The end result is having a large list of categories, with potential keywords under them - some keyword phrases may fit in more than one category.
There are at least two reasons for focusing on categories first, before keyword phrases (though keyword phrase collection is an integral part of building categories):
1. It can be easy to become so fixated on certain keyword phrases that you can potentially miss better ones, and;
2. Categories, and sub-categories, and sub-sub-categories can help you create the structure of your site.
Categories can be focused upon different groups of audiences, different product or service types, different activities. You don't need to keep all of the categories that you create, and you may add or discard categories at will based upon how they might fit into business objectives and marketing methods.

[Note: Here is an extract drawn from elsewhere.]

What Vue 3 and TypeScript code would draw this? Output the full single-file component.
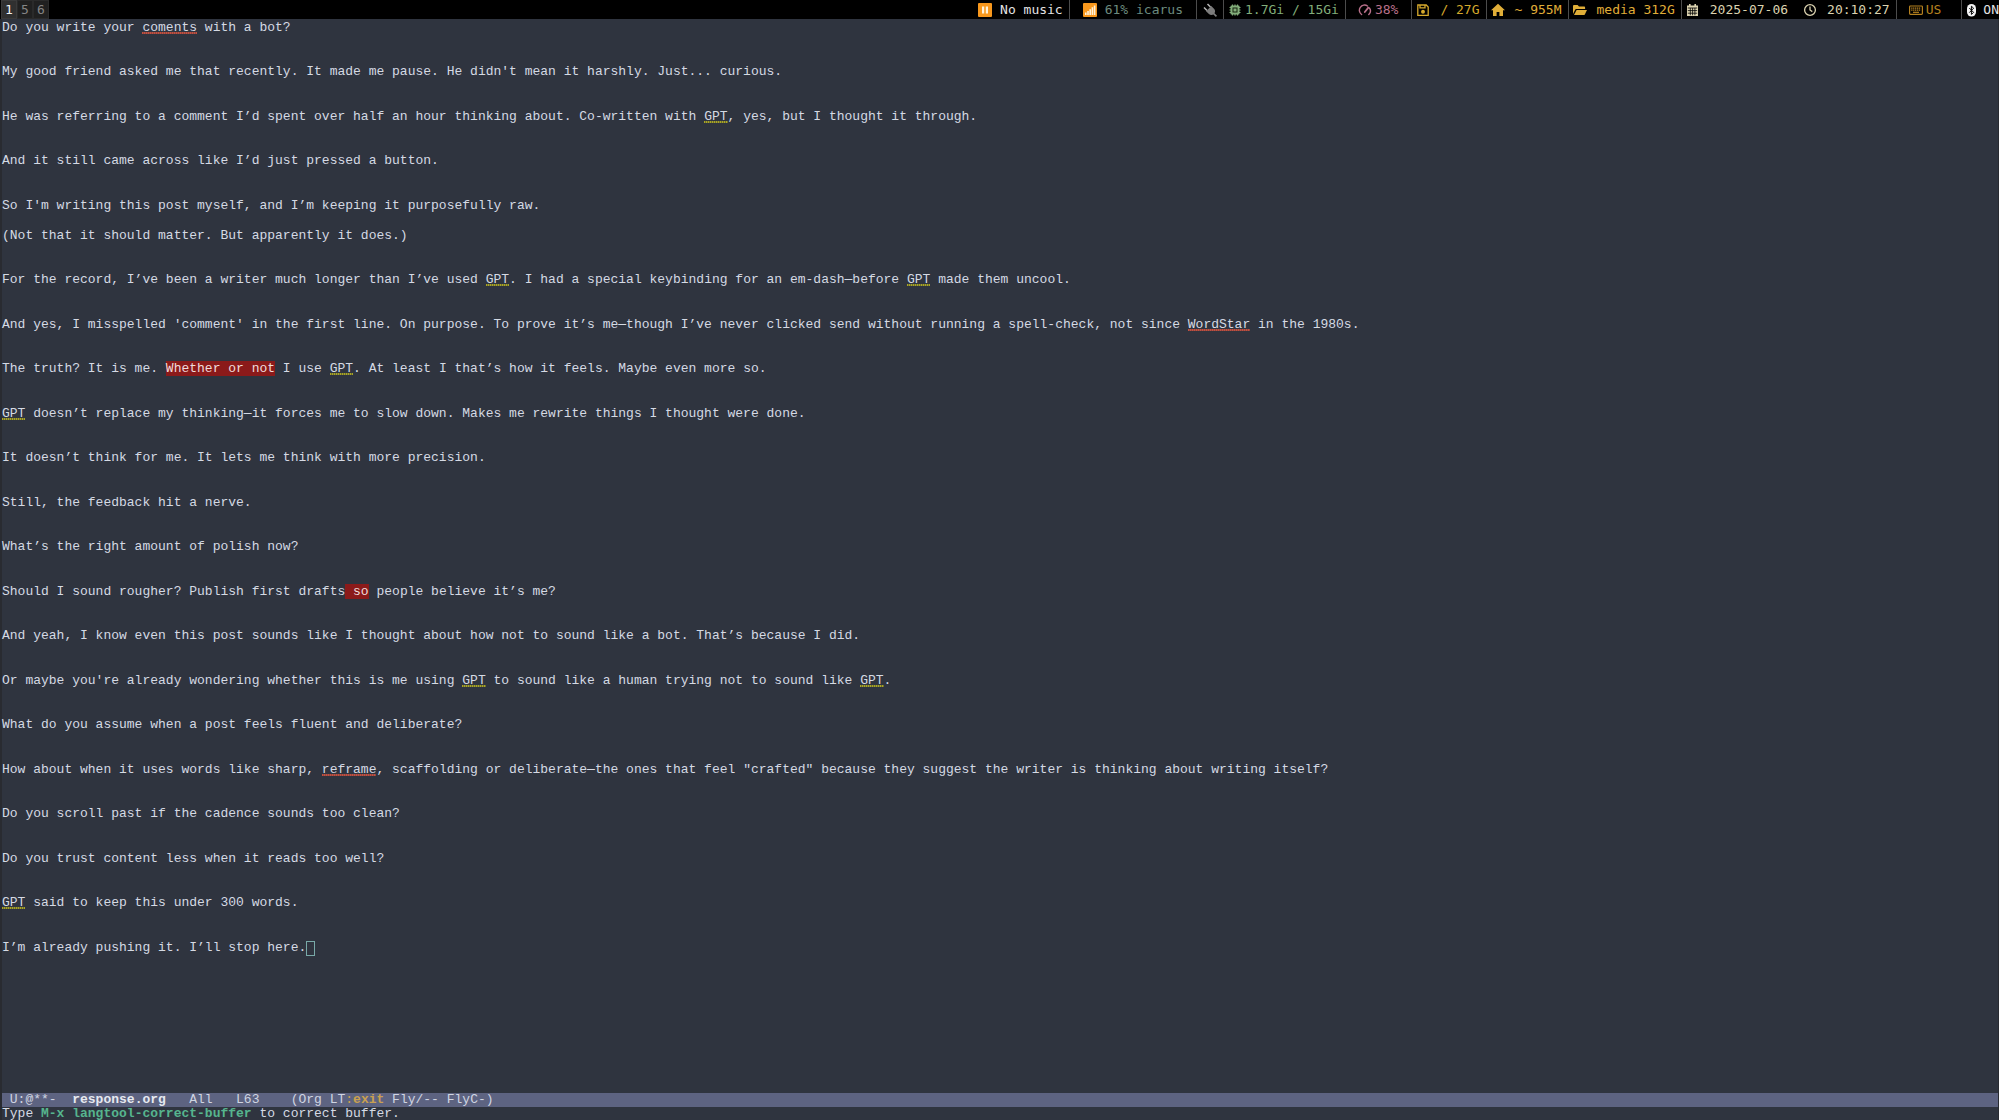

In a way, this is a process of mind-mapping. By writing down the concepts related to a potential site, and building an ontology around it, and the words commonly used in different parts of that structure, you create a framework that makes it easy to envision a useful site structure and the words that realistically go well with it in page titles, anchor text, page headings and subheadings, and so on.
That's the process that works best for me in building a site structure, and starting the process of keyword discovery.
#13
Posted 02 October 2006 - 12:04 AM
#14
Posted 02 October 2006 - 12:09 AM
I figured it was worth spelling out. I've seen folks get so focused upon specific keyword phrases, that they miss some really good ones by not having a well defined process in place to help them.